= Rocky Run Shelter =

Appalachian Trail shelter near Boonsboro, Maryland, US

Rocky Run Shelter, Appalachian Trail Maryland Section 5, October 2012

 The Rocky Run shelter(s) are backcountry shelters located on the Appalachian Trail near Boonsboro, Maryland. They are situated next to the Rocky Run spring and a steep hill side. The original Rocky Run shelter sleeps six people, has a flat floor, and provides enough space to sit up. The new shelter can sleep up to sixteen and features a wood floor and a plywood-floored loft, as well as a covered front deck and large windows which flood the shelter with light. Accommodations available include two decks, a grill pit, porch swing, and semi-enclosed privy.

==Location==

The Rocky Run shelters are located on the western slope of South Mountain just south of Boonsboro. The shelters are situated about .2 mi off the Appalachian Trail, and are connected to the main trail by a spur. Rocky Run is a 5 mi hike from the Crampton Gap Shelter (going south) and 7.5 mi from the Pine Knob shelter (going north).

==History==
The original shelter was built in 1940 by the Civilian Conservation Corps (CCC) and completed in 1941 by the Potomac Appalachian Trail Club (PATC) which currently maintains 240 miles of the Appalachian Trail from Pennsylvania to Virginia and an additional 1,000 miles of trails elsewhere in the region. The shelter is one of 15 remaining shelters built by the CCC on the Appalachian Trail, and of even fewer made from logs rather than stone. After falling into disrepair, the PATC considered tearing it down and building a larger one. However, noting its historical significance, the shelter was repaired in 2008.

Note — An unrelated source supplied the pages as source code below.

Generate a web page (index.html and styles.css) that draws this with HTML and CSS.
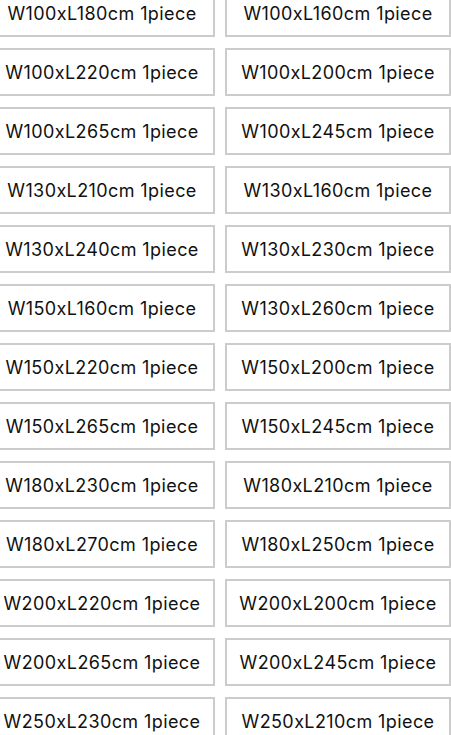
FILE: index.html
```html
<!DOCTYPE html>
<html>
<head>
<meta charset="utf-8">
<link rel="stylesheet" href="styles.css">
</head>
<body>
<div class="options">
  <button class="opt">W100xL180cm 1piece</button>
  <button class="opt">W100xL160cm 1piece</button>
  <button class="opt">W100xL220cm 1piece</button>
  <button class="opt">W100xL200cm 1piece</button>
  <button class="opt">W100xL265cm 1piece</button>
  <button class="opt">W100xL245cm 1piece</button>
  <button class="opt">W130xL210cm 1piece</button>
  <button class="opt">W130xL160cm 1piece</button>
  <button class="opt">W130xL240cm 1piece</button>
  <button class="opt">W130xL230cm 1piece</button>
  <button class="opt">W150xL160cm 1piece</button>
  <button class="opt">W130xL260cm 1piece</button>
  <button class="opt">W150xL220cm 1piece</button>
  <button class="opt">W150xL200cm 1piece</button>
  <button class="opt">W150xL265cm 1piece</button>
  <button class="opt">W150xL245cm 1piece</button>
  <button class="opt">W180xL230cm 1piece</button>
  <button class="opt">W180xL210cm 1piece</button>
  <button class="opt">W180xL270cm 1piece</button>
  <button class="opt">W180xL250cm 1piece</button>
  <button class="opt">W200xL220cm 1piece</button>
  <button class="opt">W200xL200cm 1piece</button>
  <button class="opt">W200xL265cm 1piece</button>
  <button class="opt">W200xL245cm 1piece</button>
  <button class="opt">W250xL230cm 1piece</button>
  <button class="opt">W250xL210cm 1piece</button>
</div>
</body>
</html>
```
FILE: styles.css
```css
html, body {
  margin: 0;
  padding: 0;
  background: #fff;
  overflow: hidden;
}
.options {
  display: grid;
  grid-template-columns: 226px 226px;
  column-gap: 10px;
  row-gap: 11px;
  margin: -11px 0 0 -11px;
}
.opt {
  height: 48px;
  box-sizing: border-box;
  border: 2px solid #cccccc;
  background: #fff;
  color: #111;
  font-family: Inter, sans-serif;
  font-size: 18px;
  letter-spacing: 0.4px;
  padding: 0;
  display: flex;
  align-items: center;
  justify-content: center;
}
```
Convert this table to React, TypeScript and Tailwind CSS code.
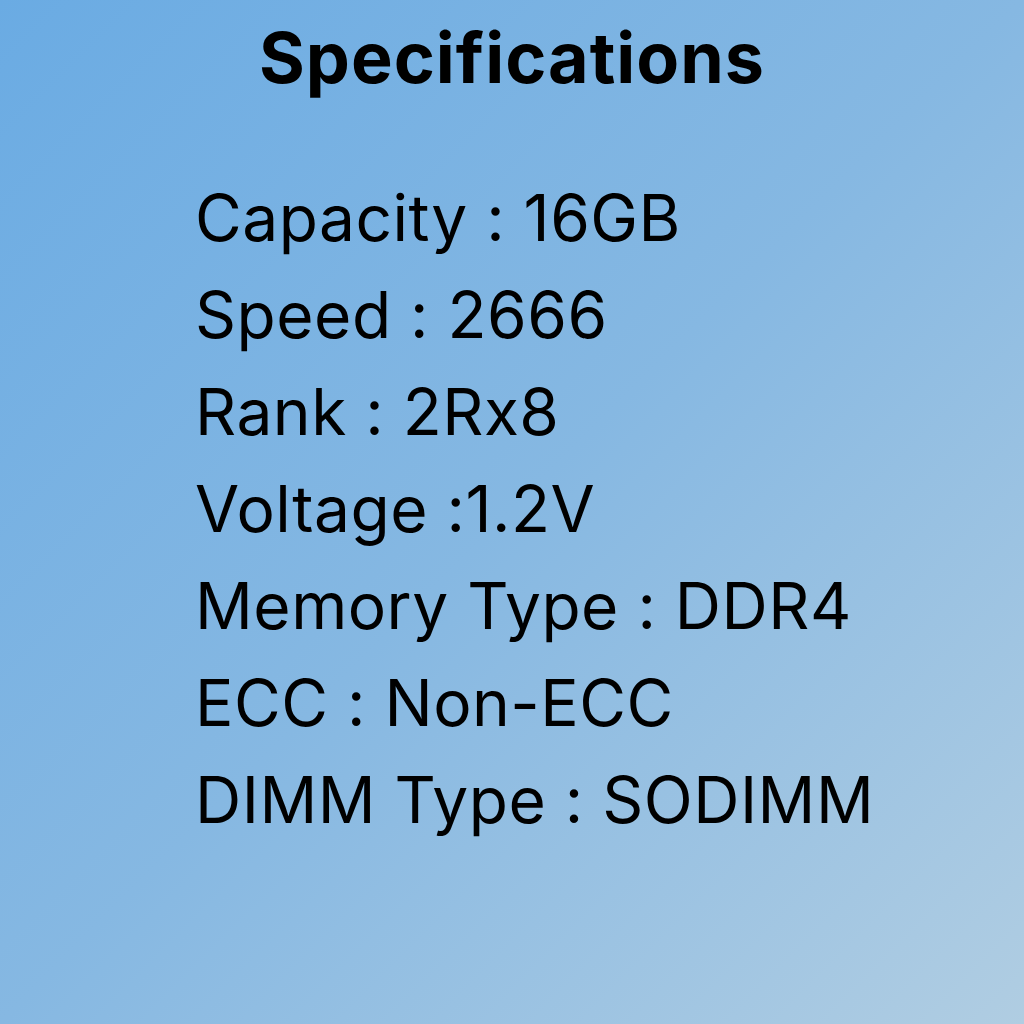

Volunteer crews also built another log shelter and a privy nearby. A new shelter costs about $7,000-$9,000 and takes 8–12 months of volunteer labor to build.

==Popularity==
The section of the Appalachian Trail in which Rocky Run is situated, consisting mostly of old logging roads, is considered one of the easier stretches of the trail. It is popular for this reason, and also because there are beautiful overlooks and historic Civil War sites nearby. Peak use season is around June, when there may be 10-15 people looking to use the shelters on any given weekday.